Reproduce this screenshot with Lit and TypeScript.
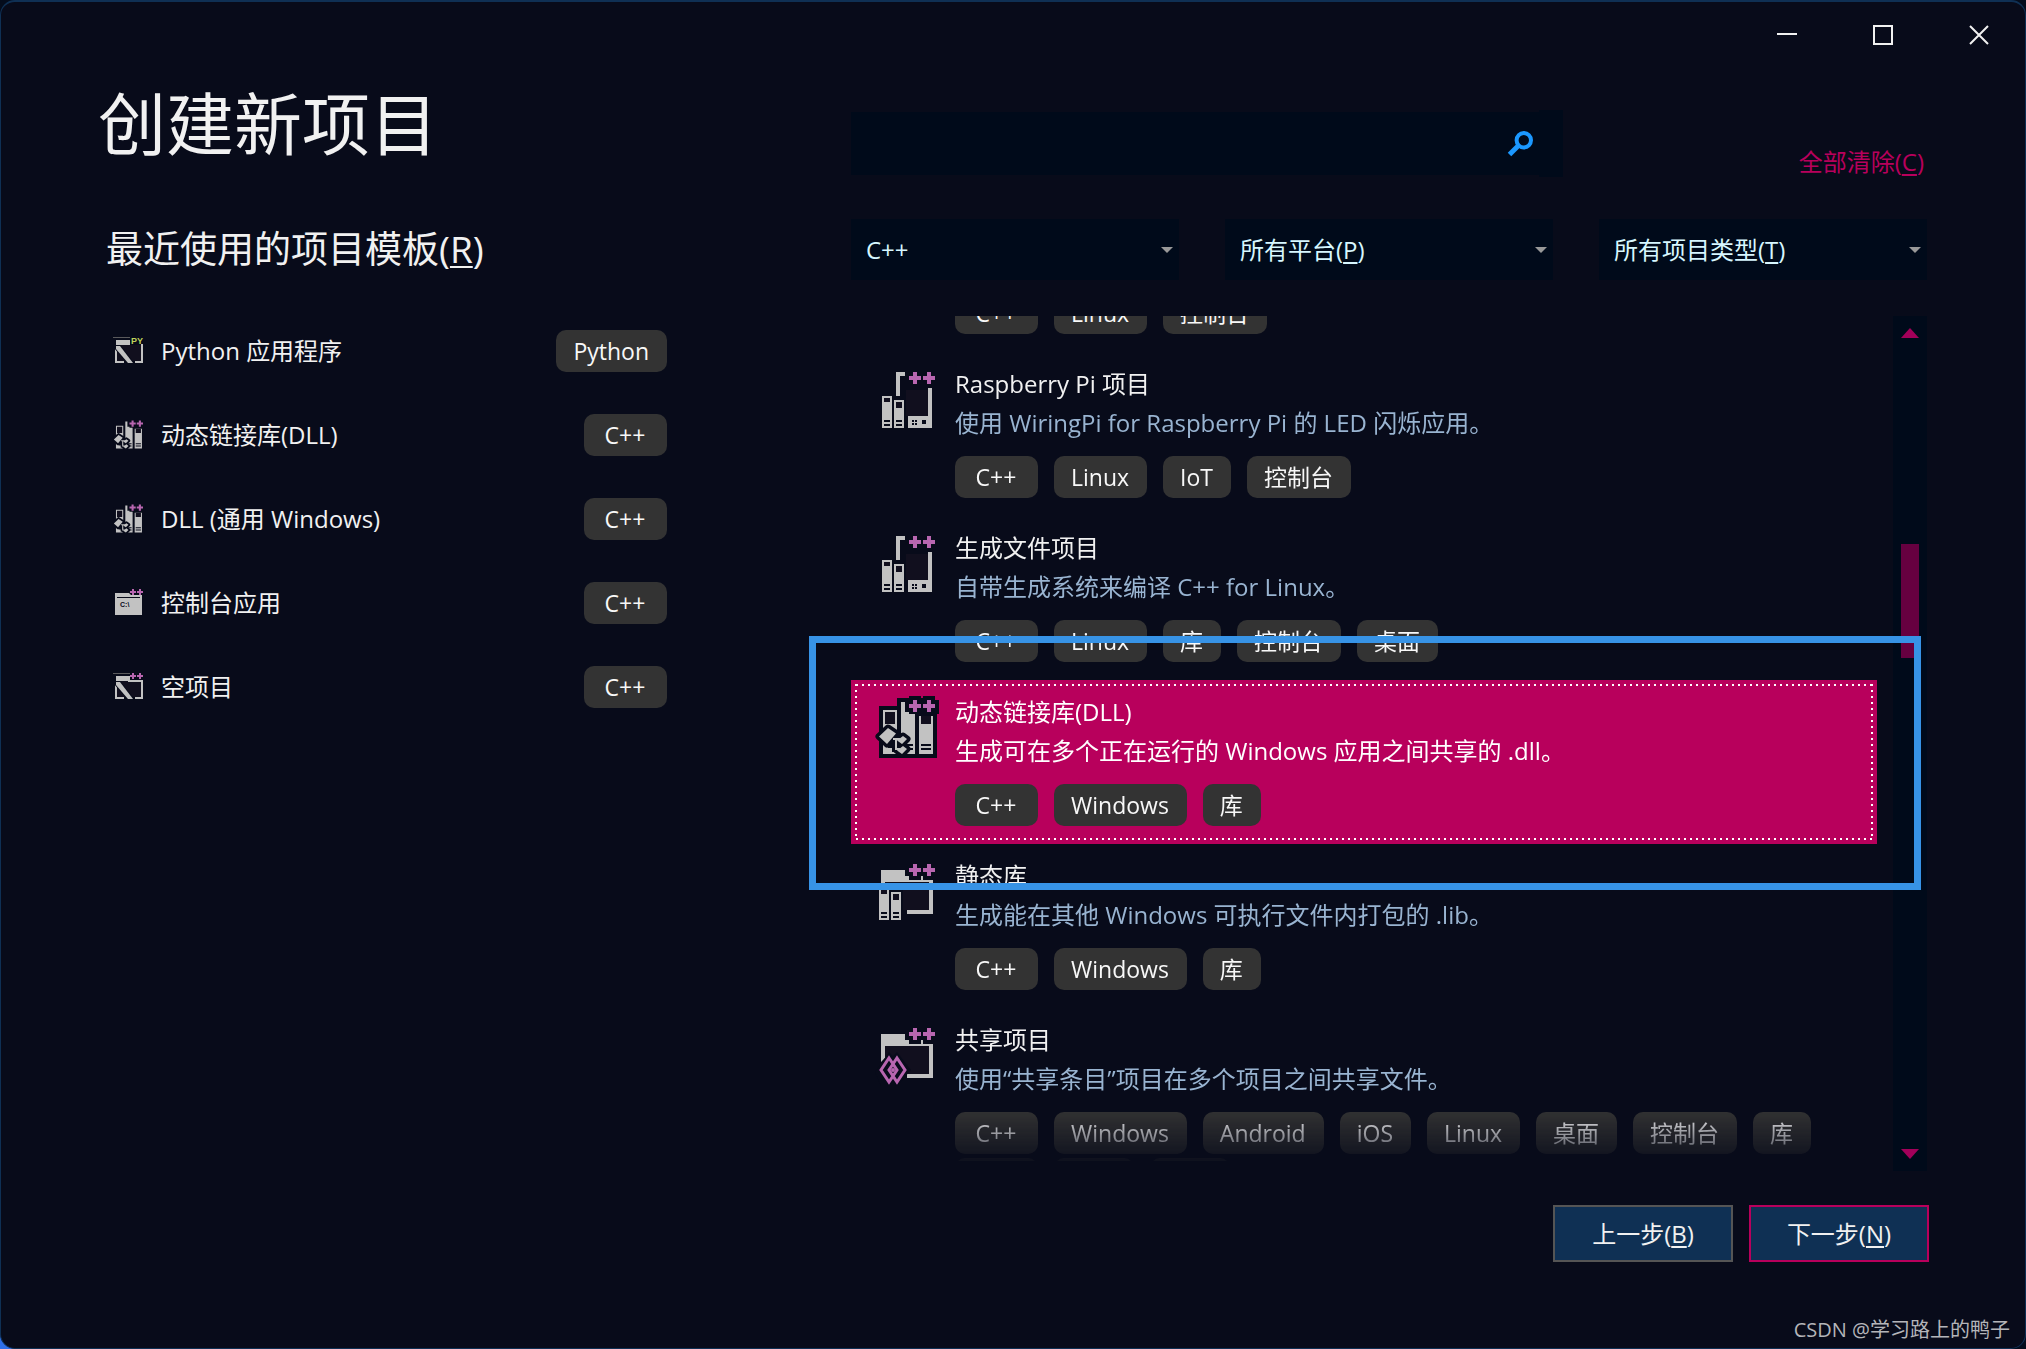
import { LitElement, html, svg, css, nothing } from "lit";
import { customElement, property, state } from "lit/decorators.js";
import { classMap } from "lit/directives/class-map.js";

type Glyph = "linux" | "dll" | "static" | "shared";
type SmallGlyph = "python" | "dll" | "console" | "empty";

interface Template {
  icon: Glyph;
  title: string;
  text: string;
  tags: string[];
  more?: boolean;
}

const TEMPLATES: Template[] = [
  { icon: "linux", title: "Raspberry Pi 项目", text: "使用 WiringPi for Raspberry Pi 的 LED 闪烁应用。", tags: ["C++", "Linux", "IoT", "控制台"] },
  { icon: "linux", title: "生成文件项目", text: "自带生成系统来编译 C++ for Linux。", tags: ["C++", "Linux", "库", "控制台", "桌面"] },
  { icon: "dll", title: "动态链接库(DLL)", text: "生成可在多个正在运行的 Windows 应用之间共享的 .dll。", tags: ["C++", "Windows", "库"] },
  { icon: "static", title: "静态库", text: "生成能在其他 Windows 可执行文件内打包的 .lib。", tags: ["C++", "Windows", "库"] },
  { icon: "shared", title: "共享项目", text: "使用“共享条目”项目在多个项目之间共享文件。", tags: ["C++", "Windows", "Android", "iOS", "Linux", "桌面", "控制台", "库"], more: true },
];

const RECENT: { icon: SmallGlyph; name: string; lang: string }[] = [
  { icon: "python", name: "Python 应用程序", lang: "Python" },
  { icon: "dll", name: "动态链接库(DLL)", lang: "C++" },
  { icon: "dll", name: "DLL (通用 Windows)", lang: "C++" },
  { icon: "console", name: "控制台应用", lang: "C++" },
  { icon: "empty", name: "空项目", lang: "C++" },
];

const LIGHT = "#c2c2c2";
const INK = "#080b1a";
const FILL = "#110f1e";
const PLUM = "#b866b0";

const pluses = svg`<path fill=${PLUM} d="M53 22h4v4h4v4h-4v4h-4v-4h-4v-4h4zM67 22h4v4h4v4h-4v4h-4v-4h-4v-4h4z"/>`;

const books = (x: number, y: number) => svg`
  <g transform="translate(${x} ${y})">
    <path fill=${LIGHT} d="M0 0h10v32h-10zM12 4h10v28h-10z"/>
    <path fill=${FILL} d="M2 2h6v4h-6zM14 6h6v6h-6z"/>
    <path fill=${INK} d="M2 24h6v2h-6zM2 28h6v2h-6zM14 24h6v2h-6zM14 28h6v2h-6z"/>
  </g>`;

const linuxArt = svg`
  <path fill=${FILL} d="M46 40h22v26h-22z"/>
  <path fill=${LIGHT} d="M36 22h9v4h-5v20h-4zM68 38h4v40h-24v-12h20z"/>
  <path fill=${INK} d="M62 70h4v4h-4zM52 70h2v2h-2zM55 70h2v2h-2zM52 73h2v2h-2zM55 73h2v2h-2z"/>
  ${books(22, 46)}${pluses}`;

const dllArt = svg`
  <path fill=${INK} d="M19 28h18v-8h12v-2h12v2h2v-2h12v4h4v14h-2v44h-58z"/>
  <path fill=${LIGHT} d="M23 32h14v44h-14zM41 24h4v10h4v2h6v40h-14zM59 38h14v38h-14z"/>
  <path fill=${FILL} d="M25 34h10v12h-10zM61 38h10v8h-10z"/>
  <path fill=${INK} d="M43 66h10v2h-10zM43 70h10v2h-10zM61 66h10v2h-10zM61 70h10v2h-10z"/>
  <path fill=${INK} d="M28 66l4-3h4v11h-4v-4h-4z"/>
  <g fill=${INK} stroke=${INK} stroke-width="7" stroke-linejoin="round">
    <path d="M19 58.500L28 50l8 5.500-9 10.500zM37 62.500l6-4.500 4 3-5 5zM37 72.500l6-4.500 4 3-5 5z"/>
  </g>
  <path fill="none" stroke=${LIGHT} stroke-width="2" d="M33 61h7M36 61v10h4"/>
  <path fill=${LIGHT} d="M19 58.500L28 50l8 5.500-9 10.500zM37 62.500l6-4.500 4 3-5 5zM37 72.500l6-4.500 4 3-5 5z"/>
  ${pluses}`;

const folder = svg`
  <path fill=${FILL} d="M25 40h44v28h-44z"/>
  <path fill=${LIGHT} d="M21 28h24v6h4v4h12v-4h2v4h10v34h-26v-4h22v-28h-44v12l-4 4z"/>`;

const staticArt = svg`${folder}
  <path fill=${INK} d="M17 44h26v36h-26z"/>
  ${books(19, 46)}${pluses}`;

const sharedArt = svg`${folder}
  <path fill=${INK} d="M29 46l4 4 4-4 14 18-14 16-16 0-6-14z"/>
  <path fill="none" stroke=${PLUM} stroke-width="3" d="M29 52l8 12-8 12-8-12zM37 52l8 12-8 12-8-12z"/>
  <circle cx="33" cy="64" r="2" fill=${PLUM}/>${pluses}`;

const ART: Record<Glyph, unknown> = { linux: linuxArt, dll: dllArt, static: staticArt, shared: sharedArt };

const smallPluses = svg`<path fill=${PLUM} d="M42 17h2v2h2v2h-2v2h-2v-2h-2v-2h2zM49 17h2v2h2v2h-2v2h-2v-2h-2v-2h2z"/>`;
const slashed = svg`
  <path fill=${FILL} d="M27 25h24v16h-24z"/>
  <path stroke="#5a5a5c" d="M23 17.500h17"/>
  <path fill=${LIGHT} d="M26 20h14v5h-14zM25 26h2v15h7v2h-9zM51 24h2v19h-8v-2h6z"/>
  <path fill=${LIGHT} stroke=${INK} paint-order="stroke" stroke-width="2" d="M26 26l4 0 13 17h-5l-12-14z"/>`;

const SMALL: Record<SmallGlyph, unknown> = {
  python: svg`${slashed}<text class="py" x="41" y="24">PY</text>`,
  empty: svg`${slashed}<path fill=${LIGHT} d="M38 24h15v2h-15z"/>${smallPluses}`,
  dll: svg`<g transform="translate(14 5) scale(.52)">${dllArt}</g>`,
  console: svg`<path fill=${LIGHT} d="M25 21h14l2 2h11v20h-27z"/><path fill=${INK} d="M27 25h23v1h-23z"/>
    <text class="prompt" x="30" y="35">C:\\</text>${smallPluses}`,
};

const baseText = css`
  * {
    box-sizing: border-box;
  }
  button,
  input,
  select {
    font: inherit;
    color: inherit;
    border: 0;
    border-radius: 0;
    padding: 0;
    margin: 0;
    background: none;
  }
  ul {
    list-style: none;
    margin: 0;
    padding: 0;
  }
  .chip {
    display: inline-flex;
    align-items: center;
    justify-content: center;
    flex: none;
    height: 42px;
    padding: 0 18px 0 17px;
    border-radius: 10px;
    background: #333333;
    color: #f8f8f8;
    font-size: 23px;
    line-height: 32px;
    white-space: nowrap;
  }
  .chip.lang {
    min-width: 83px;
  }
`;

@customElement("template-item")
export class TemplateItem extends LitElement {
  static styles = [
    baseText,
    css`
      :host {
        display: block;
      }
      .item {
        position: relative;
        display: grid;
        grid-template-columns: 104px 1fr;
        color: #f1f1f1;
      }
      .art {
        width: 104px;
        height: 100px;
      }
      .body {
        padding: 13px 0 18px;
        min-width: 0;
      }
      .title,
      .text {
        margin: 0;
        font-size: 24px;
        font-weight: 400;
        line-height: 38px;
      }
      .text {
        color: #99b4d1;
        line-height: 40px;
      }
      .tags {
        display: flex;
        flex-wrap: wrap;
        gap: 4px 16px;
        margin-top: 13px;
      }
      .blank {
        width: 80px;
      }
      .selected {
        background: #b8005c;
        color: #ffffff;
      }
      .selected .text {
        color: #ffffff;
      }
      .selected::after {
        content: "";
        position: absolute;
        inset: 4px;
        pointer-events: none;
        background:
          repeating-linear-gradient(90deg, transparent 0 1px, #fff 1px 3px, transparent 3px 6px) top / 100% 2px no-repeat,
          repeating-linear-gradient(90deg, transparent 0 1px, #fff 1px 3px, transparent 3px 6px) bottom / 100% 2px no-repeat,
          repeating-linear-gradient(180deg, transparent 0 5px, #fff 5px 7px, transparent 7px 11px) left / 2px 6px repeat-y,
          repeating-linear-gradient(180deg, #fff 0 2px, transparent 2px 6px) right / 2px 100% no-repeat;
      }
      .selected::after {
        background:
          repeating-linear-gradient(90deg, transparent 0 1px, #fff 1px 3px, transparent 3px 6px) top / 100% 2px no-repeat,
          repeating-linear-gradient(90deg, transparent 0 1px, #fff 1px 3px, transparent 3px 6px) bottom / 100% 2px no-repeat,
          repeating-linear-gradient(180deg, #fff 0 2px, transparent 2px 6px) left / 2px 100% no-repeat,
          repeating-linear-gradient(180deg, #fff 0 2px, transparent 2px 6px) right / 2px 100% no-repeat;
      }
    `,
  ];

  @property({ attribute: false }) data!: Template;
  @property({ type: Boolean }) selected = false;

  render() {
    const { icon, title, text, tags, more } = this.data;
    return html`
      <article class=${classMap({ item: true, selected: this.selected })}>
        <svg class="art" viewBox="-9 2 104 100" aria-hidden="true">${ART[icon]}</svg>
        <div class="body">
          <h3 class="title">${title}</h3>
          <p class="text">${text}</p>
          <div class="tags">
            ${tags.map((t) => html`<span class=${classMap({ chip: true, lang: t === "C++" })}>${t}</span>`)}
            ${more ? html`<span class="chip lang"></span><span class="chip blank"></span><span class="chip blank"></span>` : nothing}
          </div>
        </div>
      </article>
    `;
  }
}

@customElement("app-root")
export class AppRoot extends LitElement {
  static styles = [
    baseText,
    css`
      :host {
        display: block;
        background: radial-gradient(circle at bottom left, #2f6fe8 0 8px, #040c1c 60px);
        font-family: "Open Sans", "Noto Sans CJK SC", sans-serif;
        font-size: 24px;
        color: #f1f1f1;
      }
      .window {
        position: relative;
        display: flex;
        flex-direction: column;
        height: 100vh;
        min-height: 900px;
        background: #080b1a;
        border: 1px solid #0f3054;
        border-top-width: 2px;
        border-radius: 15px;
        overflow: hidden;
      }
      .caption {
        display: flex;
        justify-content: flex-end;
        flex: none;
        height: 66px;
        margin-right: -2px;
      }
      .caption button {
        width: 96px;
        display: grid;
        place-items: center;
      }
      .caption svg {
        width: 20px;
        height: 20px;
        fill: none;
        stroke: #f1f1f1;
        stroke-width: 2;
      }
      .columns {
        flex: 1;
        min-height: 0;
        display: grid;
        grid-template-columns: 569fr 1076fr;
        grid-template-rows: minmax(0, 1fr);
        gap: 184px;
        padding: 0 98px 86px 97px;
      }
      h1 {
        margin: 0;
        padding-top: 14px;
        font-size: 68px;
        font-weight: 400;
        line-height: 84px;
      }
      h2 {
        margin: 59px 0 0 8px;
        font-size: 37px;
        font-weight: 400;
        line-height: 48px;
      }
      u {
        text-decoration-thickness: 2px;
        text-underline-offset: 3px;
      }
      .recent {
        margin: 36px 0 0 14px;
      }
      .recent button {
        width: 100%;
        height: 84px;
        display: grid;
        grid-template-columns: 34px 1fr auto;
        align-items: center;
        gap: 15px;
        text-align: left;
        line-height: 38px;
      }
      .small {
        width: 34px;
        height: 30px;
      }
      .py {
        font: 700 9px "Liberation Sans", sans-serif;
        fill: #bfd35a;
      }
      .prompt {
        font: 700 7px "Liberation Sans", sans-serif;
        fill: #080b1a;
      }
      .right {
        display: flex;
        flex-direction: column;
        min-width: 0;
        padding-top: 42px;
      }
      .top {
        display: grid;
        grid-template-columns: 712fr 364fr;
        justify-items: end;
        align-items: end;
      }
      .search {
        display: flex;
        align-items: center;
        width: 100%;
      }
      .search input {
        flex: 1;
        min-width: 0;
        height: 63px;
        padding: 0 14px;
        background: #000a1a;
        outline: none;
      }
      .search button {
        height: 63px;
        width: 62px;
        background: #000a1a;
        display: grid;
        place-items: center end;
        padding-right: 6px;
      }
      .search svg {
        width: 26px;
        height: 26px;
      }
      .cap {
        width: 24px;
        height: 67px;
        background: #000a1a;
      }
      .clear {
        color: #b8005c;
        text-decoration: none;
        line-height: 30px;
        margin-right: 3px;
      }
      .filters {
        display: grid;
        grid-template-columns: repeat(3, 1fr);
        gap: 46px;
        margin-top: 42px;
      }
      .filter {
        display: grid;
        grid-template-columns: 1fr auto;
        align-items: center;
        height: 61px;
        background: #000a1a;
        color: #d7f7ff;
        line-height: 32px;
      }
      .filter select {
        grid-area: 1 / 1 / 2 / 3;
        width: 100%;
        height: 100%;
        appearance: none;
        padding: 0 30px 0 15px;
        outline: none;
      }
      .filter option {
        background: #000a1a;
      }
      .filter span {
        grid-area: 1 / 1;
        padding-left: 15px;
        pointer-events: none;
        z-index: 1;
      }
      .filter svg {
        grid-area: 1 / 2;
        width: 12px;
        height: 6px;
        margin-right: 6px;
        fill: #999999;
        pointer-events: none;
      }
      .results {
        position: relative;
        flex: 1;
        min-height: 0;
        display: flex;
        justify-content: space-between;
        margin-top: 36px;
      }
      .viewport {
        flex: 1;
        margin: 0 16px 10px 0;
        overflow: hidden;
        mask-image: linear-gradient(to top, rgb(0 0 0 / 0.16), #000 52px);
      }
      .list {
        margin-top: -24px;
      }
      .tail {
        display: flex;
        gap: 16px;
        padding: 0 0 18px 104px;
      }
      .bar {
        width: 34px;
        background: #000a1a;
        display: flex;
        flex-direction: column;
        align-items: center;
      }
      .bar button {
        width: 100%;
        height: 34px;
        display: grid;
        place-items: center;
      }
      .bar svg {
        width: 18px;
        height: 10px;
        fill: #a3005a;
      }
      .track {
        flex: 1;
        display: grid;
        grid-template-rows: 194fr 114fr 479fr;
      }
      .thumb {
        grid-row: 2;
        width: 18px;
        background: #660040;
      }
      .marker {
        position: absolute;
        left: -42px;
        right: 6px;
        top: 320px;
        height: 254px;
        border: 7px solid #3793e6;
        pointer-events: none;
      }
      .actions {
        display: flex;
        justify-content: flex-end;
        gap: 16px;
        margin: 34px -2px 0 0;
      }
      .actions button {
        width: 180px;
        height: 57px;
        background: #0f3054;
        border: 2px solid #555555;
        line-height: 32px;
      }
      .actions .next {
        border-color: #b8005c;
      }
      .credit {
        position: absolute;
        right: 15px;
        bottom: 4px;
        font-size: 20px;
        line-height: 28px;
        color: #b4b5b9;
      }
    `,
  ];

  @state() private selected = 2;

  private filter(label: string, key: string) {
    return html`<label class="filter">
      <span>${key ? html`${label}(<u>${key}</u>)` : nothing}</span>
      <select aria-label=${label}>
        <option>${key ? "" : label}</option>
      </select>
      <svg viewBox="0 0 12 6" aria-hidden="true"><path d="M0 0h12l-6 6z" /></svg>
    </label>`;
  }

  render() {
    return html`
      <main class="window">
        <div class="caption">
          <button aria-label="最小化"><svg viewBox="0 0 20 20"><path d="M0 9h20" /></svg></button>
          <button aria-label="最大化"><svg viewBox="0 0 20 20"><path d="M1 1h18v18h-18z" /></svg></button>
          <button aria-label="关闭"><svg viewBox="0 0 20 20"><path d="M1 1l18 18M19 1l-18 18" /></svg></button>
        </div>
        <div class="columns">
          <section class="left">
            <h1>创建新项目</h1>
            <h2>最近使用的项目模板(<u>R</u>)</h2>
            <ul class="recent">
              ${RECENT.map(
                (r) => html`<li>
                  <button>
                    <svg class="small" viewBox="22 16 34 30" aria-hidden="true">${SMALL[r.icon]}</svg>
                    <span>${r.name}</span>
                    <span class="chip lang">${r.lang}</span>
                  </button>
                </li>`
              )}
            </ul>
          </section>
          <section class="right">
            <div class="top">
              <form class="search" @submit=${(e: Event) => e.preventDefault()}>
                <input type="text" aria-label="搜索模板" />
                <button aria-label="搜索">
                  <svg viewBox="0 0 26 26" fill="none" stroke="#1b98ff">
                    <circle cx="16.800" cy="9.200" r="7.200" stroke-width="4" />
                    <path d="M12 14L2.500 23.500" stroke-width="5" />
                  </svg>
                </button>
                <span class="cap"></span>
              </form>
              <a class="clear" href="#">全部清除(<u>C</u>)</a>
            </div>
            <div class="filters">
              ${this.filter("C++", "")} ${this.filter("所有平台", "P")} ${this.filter("所有项目类型", "T")}
            </div>
            <div class="results">
              <div class="viewport">
                <div class="list">
                  <div class="tail">
                    <span class="chip lang">C++</span><span class="chip">Linux</span><span class="chip">控制台</span>
                  </div>
                  <ul role="listbox">
                    ${TEMPLATES.map(
                      (t, i) => html`<li role="option" aria-selected=${i === this.selected} @click=${() => (this.selected = i)}>
                        <template-item .data=${t} ?selected=${i === this.selected}></template-item>
                      </li>`
                    )}
                  </ul>
                </div>
              </div>
              <div class="bar">
                <button aria-label="向上滚动"><svg viewBox="0 0 18 10"><path d="M0 10h18l-9-10z" /></svg></button>
                <div class="track"><div class="thumb"></div></div>
                <button aria-label="向下滚动"><svg viewBox="0 0 18 10"><path d="M0 0h18l-9 10z" /></svg></button>
              </div>
              <div class="marker"></div>
            </div>
            <div class="actions">
              <button>上一步(<u>B</u>)</button>
              <button class="next">下一步(<u>N</u>)</button>
            </div>
          </section>
        </div>
        <div class="credit">CSDN @学习路上的鸭子</div>
      </main>
    `;
  }
}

**Challenge**
Above is a listing; report how many of its lines include the word "this", giving the number only.

**Expected output**
6